The parties to these proceedings were married on 27 April 2009
under
Shariah law. They have two minor children. Their civil
marriage still subsists, albeit on a ruined foundation.
2.
On 17 January 2025 I granted the following orders in the urgent
court:
2.1.
The applicant’s non-compliance with the rules of this Court
relating to forms and
service is condoned, and the application to
hold the respondent in contempt of court is heard as one of urgency
in terms of Rule
6(12).
2.2.
The respondent is declared to be in contempt of the order granted on
31 May 2021 under
case number 5440/2021 (per the Honourable Justice
Allie) pursuant to the provisions of Rule 43.
2.3.
The respondent is sentenced to 240 (two hundred and forty) hours of
periodical imprisonment
over weekends from 18:00 on Friday until
06:00 on Monday until such time as the stipulated number of hours has
been reached.
2.4.
The sentence set out in paragraph [2.3] is suspended on condition
that the respondent:
2.4.1.
Comply with the Rule 43 order by paying the arrear amount
owing to
the applicant in the sum of R16 000,00 on or before 17:00 on Monday,
20 January 2025; and
2.4.2.
Comply with terms of the Rule 43 order in the future.
2.5.
In the event of the respondent failing to comply with the provisions
of paragraph [2.4],
the applicant shall be entitled to apply on the
same papers, duly amplified if necessary and on notice to the
respondent, for an
order uplifting the suspension of the sentence and
for a warrant of arrest to be issued for the respondent’s
committal.
2.6.
The respondent’s counter-application is dismissed.
2.7.
The respondent shall pay the costs of the contempt application and
the counter-application
on the scale as between attorney and client.
3.
These are, briefly, the reasons for the grant of these orders.
The
contempt application
4.
The applicant launched a
contempt application against the respondent after the latter had
failed to pay certain expenses arising
from an order granted on 31
May 2021 pursuant to the provisions of Rule 43.
[1]
The orders relevant to these proceedings were that the respondent was
to pay the applicant’s and children’s monthly
rental to a
maximum of R26 000 per month. He was also directed to pay the
applicant’s and children’s monthly
DSTV/Multichoice,
Netflix, internet/Wi-Fi subscription fee, yearly TV license costs,
and the applicant’s monthly cell phone
costs.
5.
The unpaid expenses giving rise to the contempt application
consisted
of two months’ rental in respect of the applicants’ and
the minor children’s residence (being the rental
owing for
November 2024 and December 2024 in the total sum of R16 000,00) as
well as various additional expenses payable in terms
of the order for
the period July to October 2024 (in the total sum of R27 129,13).
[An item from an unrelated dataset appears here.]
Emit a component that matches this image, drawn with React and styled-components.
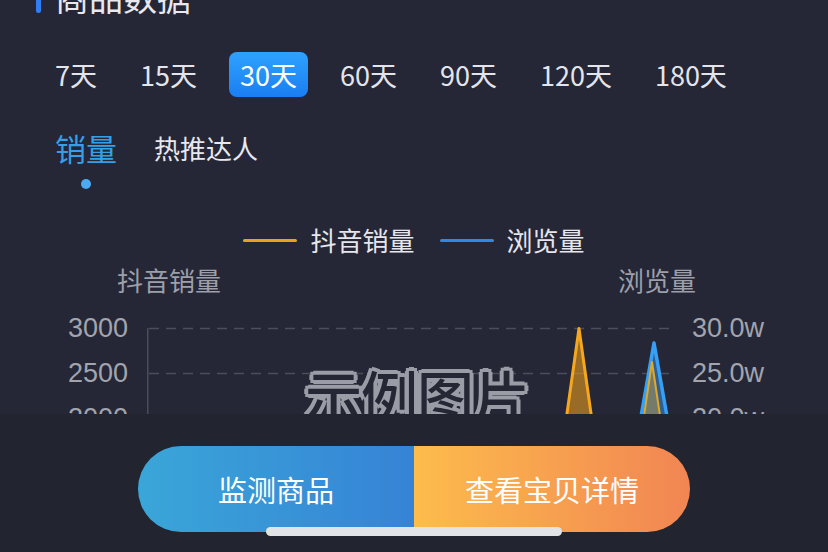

The applicant accordingly claimed maintenance
arrears in the sum of
R43 129,13.
6.
On the day of the hearing, I was informed that the respondent
had
made payment of the additional expenses the previous day, albeit
clearly grudgingly if regard is had to the content of his
answering
affidavit. The amounts owing in respect of rental remained unpaid.
7.
In terms of Rule 43 order, the respondent was to pay R52 860,00
per
month for cash maintenance, which was reduced to R39 360.00 from 1
August 2021 provided that the respondent paid the applicant’s
rental up to a maximum of R26 000,00 per month.
8.
The applicant resided in her deceased sister’s home. Although
she was her sister’s heir, the applicant did not yet own this
property, and had to pay R8 000,00 per month towards the
rental
of the property directly to the deceased estate.
9.
The respondent denied that any rental was payable, arguing that
the
applicant could reside there for free because the property would
eventually be hers anyway. He accused the applicant
of trying
to extract more money from him under the pretence of having to pay
rental. He therefore refused to contribute towards
this rental,
despite being obliged to do so in terms of the Rule 43 order.
10.
I did not regard the respondent’s argument as having merit.
The
executrix of the deceased estate confirmed on affidavit that the
rental of R8 000,00 was payable. The attorneys representing the
estate also confirmed what the situation was. The applicant,
despite being her sister’s heir, was not entitled simply
to
treat the property as her own before the estate had been wound up.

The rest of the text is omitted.